++++ RECORD EXCERPTS
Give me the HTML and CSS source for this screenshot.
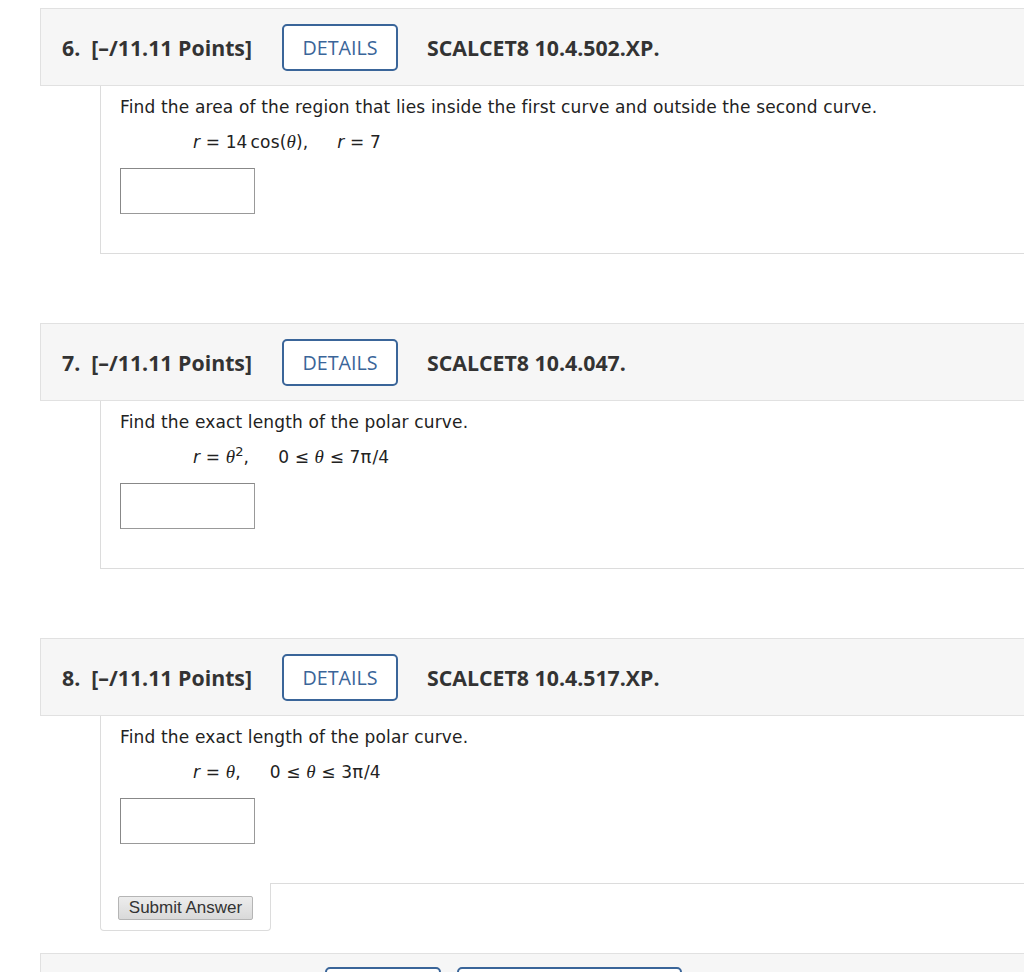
FILE: index.html
```html
<!DOCTYPE html>
<html>
<head>
<meta charset="utf-8">
<link rel="stylesheet" href="styles.css">
</head>
<body>
<div class="page">
  <div class="question">
    <div class="qhead">
      <span class="label"><span class="num">6.</span>[–/11.11 Points]</span>
      <span class="btn">DETAILS</span>
      <span class="code">SCALCET8 10.4.502.XP.</span>
    </div>
    <div class="qbody">
      <p class="prompt">Find the area of the region that lies inside the first curve and outside the second curve.</p>
      <p class="math"><i>r</i> = 14<span class="thin"></span>cos(<i class="th">θ</i>),<span class="sep"></span><i>r</i> = 7</p>
      <div class="answer"></div>
    </div>
  </div>

  <div class="question">
    <div class="qhead">
      <span class="label"><span class="num">7.</span>[–/11.11 Points]</span>
      <span class="btn">DETAILS</span>
      <span class="code">SCALCET8 10.4.047.</span>
    </div>
    <div class="qbody">
      <p class="prompt">Find the exact length of the polar curve.</p>
      <p class="math"><i>r</i> = <i class="th">θ</i><sup>2</sup>,<span class="sep"></span>0 ≤ <i class="th">θ</i> ≤ 7<span class="pi">π</span>/4</p>
      <div class="answer"></div>
    </div>
  </div>

  <div class="question last">
    <div class="qhead">
      <span class="label"><span class="num">8.</span>[–/11.11 Points]</span>
      <span class="btn">DETAILS</span>
      <span class="code">SCALCET8 10.4.517.XP.</span>
    </div>
    <div class="qbody">
      <p class="prompt">Find the exact length of the polar curve.</p>
      <p class="math"><i>r</i> = <i class="th">θ</i>,<span class="sep"></span>0 ≤ <i class="th">θ</i> ≤ 3<span class="pi">π</span>/4</p>
      <div class="answer"></div>
    </div>
    <div class="submit"><span class="submit-btn">Submit Answer</span></div>
  </div>

  <div class="question">
    <div class="qhead next">
      <span class="label wide"><span class="num">9.</span>[–/11.11 Points]</span>
      <span class="btn">DETAILS</span>
      <span class="btn prev">PREVIOUS ANSWERS</span>
    </div>
  </div>
</div>
</body>
</html>
```

FILE: styles.css
```css
html, body {
  margin: 0;
  padding: 0;
  background: #fff;
  overflow: hidden;
}
body {
  width: 1024px;
  height: 972px;
}
.page {
  padding: 8px 0 0 40px;
}
.question {
  margin-bottom: 69px;
}
.question.last {
  margin-bottom: 22px;
}
.qhead {
  box-sizing: border-box;
  height: 78px;
  background: #f6f6f6;
  border: 1px solid #e1e1e1;
  border-right: none;
  display: flex;
  align-items: center;
  padding-left: 21px;
  font-family: "Open Sans", sans-serif;
  color: #333;
}
.label {
  font-weight: 700;
  font-size: 21.3px;
  margin-right: 30px;
  white-space: nowrap;
}
.label.wide {
  min-width: 233px;
}
.num {
  margin-right: 11px;
}
.btn {
  box-sizing: border-box;
  flex: none;
  height: 47px;
  width: 116px;
  border: 2px solid #3a6599;
  border-radius: 5px;
  color: #3a6599;
  font-size: 19.7px;
  display: flex;
  align-items: center;
  justify-content: center;
  margin-right: 29px;
  background: #fff;
}
.btn.prev {
  width: 225px;
  margin-left: -13px;
}
.qhead.next {
  align-items: flex-start;
  padding-top: 13px;
}
.qhead.next .label {
  align-self: center;
}
.code {
  font-weight: 700;
  font-size: 21.3px;
  white-space: nowrap;
}
.qbody {
  margin-left: 60px;
  border-left: 1px solid #dcdcdc;
  border-bottom: 1px solid #dcdcdc;
  padding: 10px 0 39px 19px;
  font-family: "DejaVu Sans", Verdana, sans-serif;
  font-size: 17px;
  letter-spacing: 0.15px;
  color: #222;
}
.prompt {
  margin: 0;
  line-height: 22px;
  white-space: nowrap;
}
.math {
  margin: 13px 0 0 73px;
  line-height: 22px;
  height: 22px;
  white-space: nowrap;
}
.math i {
  font-style: oblique;
}
.math i.th {
  font-family: "Liberation Serif", "Times New Roman", serif;
  font-style: italic;
  font-size: 19px;
}
.math sup {
  font-size: 13px;
  line-height: 0;
  vertical-align: 7px;
}
.pi {
  font-size: 18px;
  letter-spacing: 1px;
}
.thin {
  display: inline-block;
  width: 3px;
}
.sep {
  display: inline-block;
  width: 29px;
}
.answer {
  box-sizing: border-box;
  margin-top: 15px;
  width: 135px;
  height: 46px;
  border: 1px solid #999;
  border-top-color: #888;
  border-left-color: #888;
  background: #fff;
}
.submit {
  position: relative;
  box-sizing: border-box;
  margin: -1px 0 0 60px;
  width: 171px;
  background: #fff;
  border: 1px solid #dcdcdc;
  border-top: none;
  border-radius: 0 0 4px 4px;
  padding: 13px 0 10px 17px;
}
.submit-btn {
  box-sizing: border-box;
  display: flex;
  align-items: center;
  justify-content: center;
  width: 135px;
  height: 24px;
  border: 1px solid #b5b5b5;
  border-radius: 2px;
  background: linear-gradient(#ededed, #d9d9d9);
  font-family: "Liberation Sans", Arial, sans-serif;
  font-size: 17px;
  color: #333;
}
```
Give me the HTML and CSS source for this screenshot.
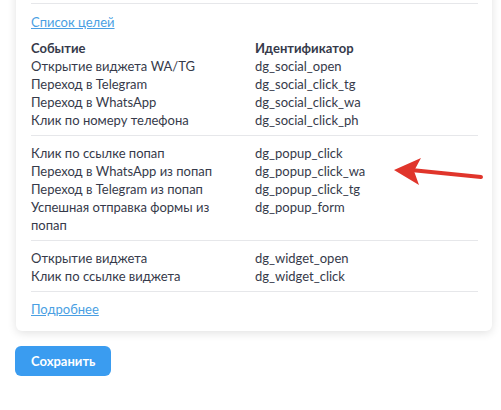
FILE: index.html
```html
<!DOCTYPE html>
<html lang="ru">
<head>
  <meta charset="UTF-8">
  <title>Цели</title>
  <link rel="stylesheet" href="styles.css">
</head>
<body>
  <div class="card">
    <div class="card__prev"></div>

    <div class="goals">
      <a class="link" href="#">Список целей</a>

      <div class="goals__group">
        <div class="goals__head">Событие</div>
        <div class="goals__head">Идентификатор</div>
        <div>Открытие виджета WA/TG</div>
        <div>dg_social_open</div>
        <div>Переход в Telegram</div>
        <div>dg_social_click_tg</div>
        <div>Переход в WhatsApp</div>
        <div>dg_social_click_wa</div>
        <div>Клик по номеру телефона</div>
        <div>dg_social_click_ph</div>
      </div>

      <div class="goals__group">
        <div>Клик по ссылке попап</div>
        <div>dg_popup_click</div>
        <div>Переход в WhatsApp из попап</div>
        <div>dg_popup_click_wa</div>
        <div>Переход в Telegram из попап</div>
        <div>dg_popup_click_tg</div>
        <div>Успешная отправка формы из попап</div>
        <div>dg_popup_form</div>
      </div>

      <div class="goals__group goals__group--last">
        <div>Открытие виджета</div>
        <div>dg_widget_open</div>
        <div>Клик по ссылке виджета</div>
        <div>dg_widget_click</div>
      </div>

      <div class="goals__more">
        <a class="link" href="#">Подробнее</a>
      </div>
    </div>
  </div>

  <button class="btn-save">Сохранить</button>

  <svg class="arrow" width="100" height="34" viewBox="0 0 100 34">
    <path d="M22 13 L92 20" stroke="#e0352b" stroke-width="4" stroke-linecap="round"/>
    <path d="M5 13 L32 1 L25 14 L30 28 Z" fill="#e0352b"/>
  </svg>
</body>
</html>
```

FILE: styles.css
```css
html {
  font-family: "Lato", "Noto Sans", sans-serif;
  font-size: 13px;
  color: #363a4a;
}

body {
  margin: 0;
  padding: 0 9px 0 15px;
  background: #fff;
}

.card {
  margin: -20px 0 0 1px;
  padding: 0 14px 0 15px;
  border-radius: 6px;
  background: #fff;
  box-shadow: 0 2px 10px rgba(0, 0, 0, 0.12);
}

.card__prev {
  height: 23px;
  border-bottom: 1px solid #e6e7ea;
}

.goals {
  padding-top: 9px;
  line-height: 18px;
}

.link {
  color: #4a9fe3;
  text-decoration: underline;
}

.goals__group {
  display: grid;
  grid-template-columns: 216px 1fr;
  column-gap: 8px;
  padding: 8px 0 6px;
  border-bottom: 1px solid #e6e7ea;
}

.goals .link + .goals__group {
  margin-top: 8px;
  padding-top: 0;
}

.goals__head {
  font-weight: 700;
}

.goals__more {
  padding: 8px 0 13px;
}

.btn-save {
  display: block;
  margin-top: 15px;
  height: 30px;
  padding: 0 16px;
  border: 0;
  border-radius: 6px;
  background: #3a9cf0;
  color: #fff;
  font-family: inherit;
  font-size: 13px;
  font-weight: 700;
}

.arrow {
  position: absolute;
  left: 389px;
  top: 157px;
}
```
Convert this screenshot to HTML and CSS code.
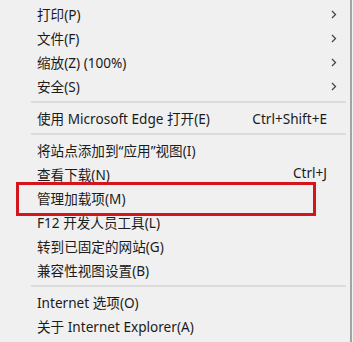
FILE: index.html
```html
<!DOCTYPE html>
<html>
<head>
<meta charset="utf-8">
<link rel="stylesheet" href="styles.css">
</head>
<body>
<div class="menu">
  <div class="item"><span class="label">打印(P)</span><svg class="arrow" width="6" height="9" viewBox="0 0 6 9"><path d="M1 1 L4.5 4.5 L1 8" fill="none" stroke="#444" stroke-width="1.3"/></svg></div>
  <div class="item"><span class="label">文件(F)</span><svg class="arrow" width="6" height="9" viewBox="0 0 6 9"><path d="M1 1 L4.5 4.5 L1 8" fill="none" stroke="#444" stroke-width="1.3"/></svg></div>
  <div class="item"><span class="label">缩放(Z) (100%)</span><svg class="arrow" width="6" height="9" viewBox="0 0 6 9"><path d="M1 1 L4.5 4.5 L1 8" fill="none" stroke="#444" stroke-width="1.3"/></svg></div>
  <div class="item"><span class="label">安全(S)</span><svg class="arrow" width="6" height="9" viewBox="0 0 6 9"><path d="M1 1 L4.5 4.5 L1 8" fill="none" stroke="#444" stroke-width="1.3"/></svg></div>
  <div class="sep"></div>
  <div class="item"><span class="label">使用 Microsoft Edge 打开(E)</span><span class="key">Ctrl+Shift+E</span></div>
  <div class="sep"></div>
  <div class="item"><span class="label">将站点添加到“应用”视图(I)</span></div>
  <div class="item"><span class="label">查看下载(N)</span><span class="key up">Ctrl+J</span></div>
  <div class="item"><span class="label">管理加载项(M)</span></div>
  <div class="item"><span class="label">F12 开发人员工具(L)</span></div>
  <div class="item"><span class="label">转到已固定的网站(G)</span></div>
  <div class="item"><span class="label">兼容性视图设置(B)</span></div>
  <div class="sep"></div>
  <div class="item"><span class="label">Internet 选项(O)</span></div>
  <div class="item"><span class="label">关于 Internet Explorer(A)</span></div>
  <div class="highlight"></div>
</div>
</body>
</html>
```
FILE: styles.css
```css
html, body {
  margin: 0;
  padding: 0;
  background: #f0f0f0;
}
.menu {
  position: relative;
  width: 352px;
  height: 342px;
  box-sizing: border-box;
  padding-top: 2px;
  border-right: 2px solid #a3a3a3;
  background: #f0f0f0;
  font-family: "Noto Sans", "Noto Sans CJK SC", sans-serif;
  font-size: 13.6px;
  color: #1b1b1b;
}
.item {
  display: flex;
  align-items: center;
  height: 24px;
  padding-left: 37px;
  padding-right: 23px;
  white-space: nowrap;
}
.label {
  flex: 1;
}
.key.up {
  position: relative;
  top: -2px;
}
.arrow {
  margin-right: -10px;
  display: block;
}
.sep {
  height: 8px;
  display: flex;
  align-items: center;
  margin-left: 31px;
  margin-right: 4px;
}
.sep::before {
  content: "";
  display: block;
  width: 100%;
  height: 2px;
  background: #dcdcdc;
}
.highlight {
  position: absolute;
  left: 16px;
  top: 182px;
  width: 300px;
  height: 34px;
  box-sizing: border-box;
  border: 3px solid #d4161c;
}
```
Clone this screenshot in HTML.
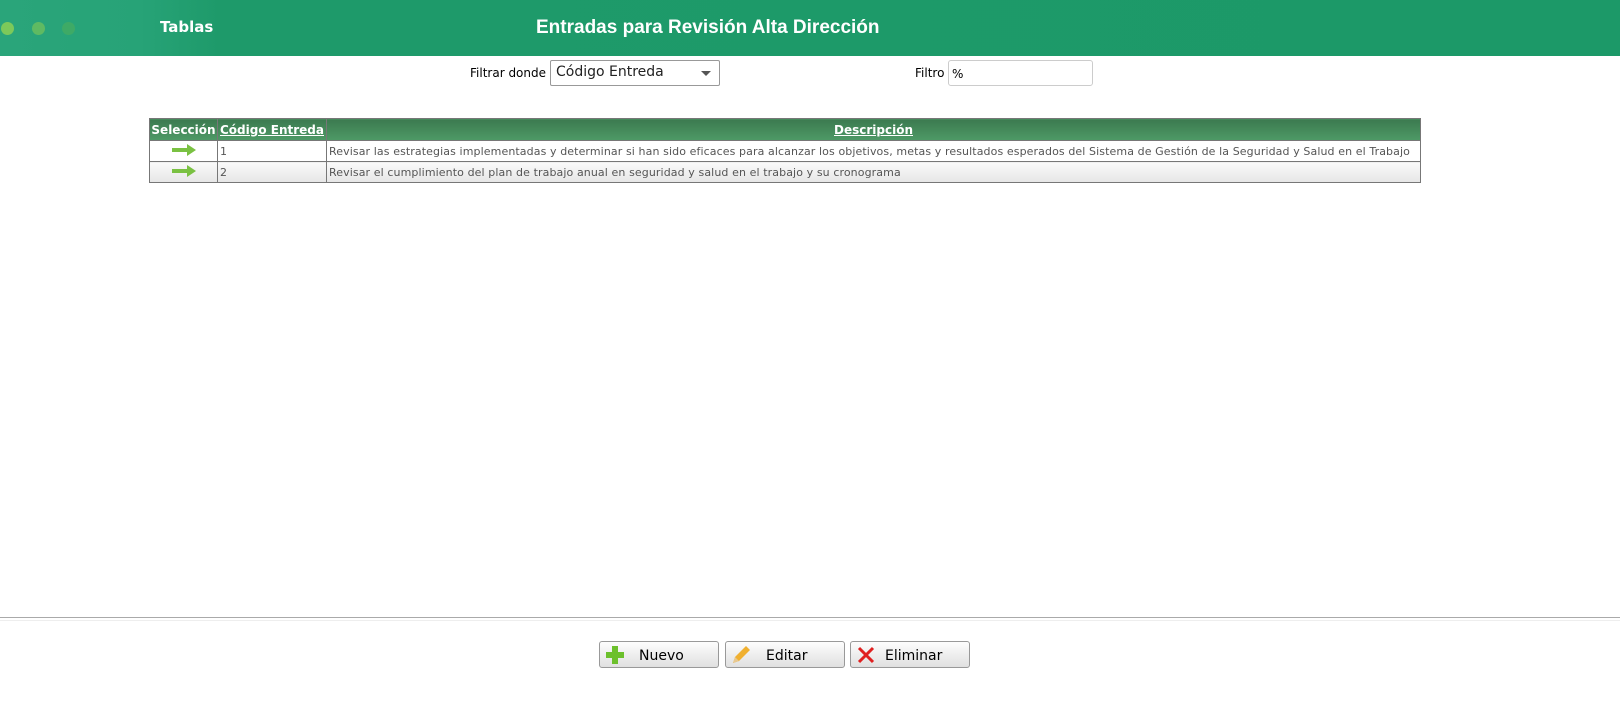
<!DOCTYPE html>
<html><head><meta charset="utf-8"><style>
body{margin:0;width:1620px;height:703px;background:#fff;font-family:"DejaVu Sans","Liberation Sans",sans-serif;position:relative;overflow:hidden}
.hdr{position:absolute;left:0;top:0;width:1620px;height:56px;background:linear-gradient(90deg,#2aa57a 0,#27a377 140px,#1e9a6a 220px,#1c9968 100%)}
.dot{position:absolute;top:22px;width:13px;height:13px;border-radius:50%}
.t1{position:absolute;left:160px;top:18px;color:#fff;font:bold 15px "DejaVu Sans",sans-serif}
.t2{position:absolute;left:536px;top:17px;color:#fff;font:bold 19px "Liberation Sans",sans-serif}
.lbl{position:absolute;font-size:12px;color:#000}
.sel{position:absolute;left:550px;top:60px;width:170px;height:26px;border:1px solid #999;border-radius:2px;box-sizing:border-box;font-size:14px;padding:3px 5px;color:#222}
.sel:after{content:"";position:absolute;right:8px;top:10px;border:5px solid transparent;border-top:5px solid #555}
.inp{position:absolute;left:948px;top:60px;width:145px;height:26px;border:1px solid #ccc;border-radius:3px;box-sizing:border-box;font-size:12px;padding:6px 3px}
table{position:absolute;left:149px;top:118px;border-collapse:collapse;width:1272px;table-layout:fixed}
td,th{border:1px solid #777;font-size:11px;height:20px;padding:0 2px;white-space:nowrap;overflow:hidden}
th{background:linear-gradient(#3c7a50,#4e9a66);color:#fff;font-weight:bold;height:21px;font-size:12px;padding:0 1px}
th a{color:#fff;text-decoration:underline}
td{color:#555;letter-spacing:.1px}
tr.r2 td{background:linear-gradient(#fafafa,#e6e6e6)}
.line{position:absolute;left:0;top:617px;width:1620px;height:1px;background:#aaa}
.line2{position:absolute;left:0;top:620px;width:1620px;height:1px;background:#eee}
.btn{position:absolute;top:641px;width:120px;height:27px;box-sizing:border-box;border:1px solid #999;border-radius:3px;background:linear-gradient(#fdfdfd,#e0e0e0);font:14px "DejaVu Sans",sans-serif;color:#000}
.btn span{position:absolute;top:6px}
</style></head><body>
<div class="hdr">
<div class="dot" style="left:1px;background:#7cc95a"></div>
<div class="dot" style="left:32px;background:#5fba62"></div>
<div class="dot" style="left:62px;background:#3eaa66"></div>
<div class="t1">Tablas</div>
<div class="t2">Entradas para Revisión Alta Dirección</div>
</div>
<div class="lbl" style="left:470px;top:66px">Filtrar donde</div>
<div class="sel">Código Entreda</div>
<div class="lbl" style="left:915px;top:66px">Filtro</div>
<div class="inp">%</div>
<table>
<colgroup><col style="width:68px"><col style="width:109px"><col></colgroup>
<tr><th>Selección</th><th><a>Código Entreda</a></th><th><a>Descripción</a></th></tr>
<tr><td style="text-align:center"><svg width="26" height="12"><path d="M1 4h15V0l9 6-9 6V8H1z" fill="#7ac142"/></svg></td><td>1</td><td>Revisar las estrategias implementadas y determinar si han sido eficaces para alcanzar los objetivos, metas y resultados esperados del Sistema de Gestión de la Seguridad y Salud en el Trabajo</td></tr>
<tr class="r2"><td style="text-align:center"><svg width="26" height="12"><path d="M1 4h15V0l9 6-9 6V8H1z" fill="#7ac142"/></svg></td><td>2</td><td>Revisar el cumplimiento del plan de trabajo anual en seguridad y salud en el trabajo y su cronograma</td></tr>
</table>
<div class="line"></div><div class="line2"></div>
<div class="btn" style="left:599px"><svg style="position:absolute;left:5px;top:3px" width="20" height="20"><path d="M7 1h6v6h6v6h-6v6H7v-6H1V7h6z" fill="#6cc02c"/></svg><span style="left:39px">Nuevo</span></div>
<div class="btn" style="left:725px"><svg style="position:absolute;left:5px;top:3px" width="20" height="20"><path d="M2 18l2-6L15 1l4 4L8 16z" fill="#f0b030"/><path d="M2 18l2-6 4 4z" fill="#e8c890"/></svg><span style="left:40px">Editar</span></div>
<div class="btn" style="left:850px"><svg style="position:absolute;left:6px;top:4px" width="18" height="18"><path d="M2 2l14 14M16 2L2 16" stroke="#e02020" stroke-width="3"/></svg><span style="left:34px">Eliminar</span></div>
</body></html>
++++++++
*WHAT THE TASK REQUIRES*.
Work out how many lines of the data above contain the string "code" and give the number alone.

*ANSWER BELOW*.
5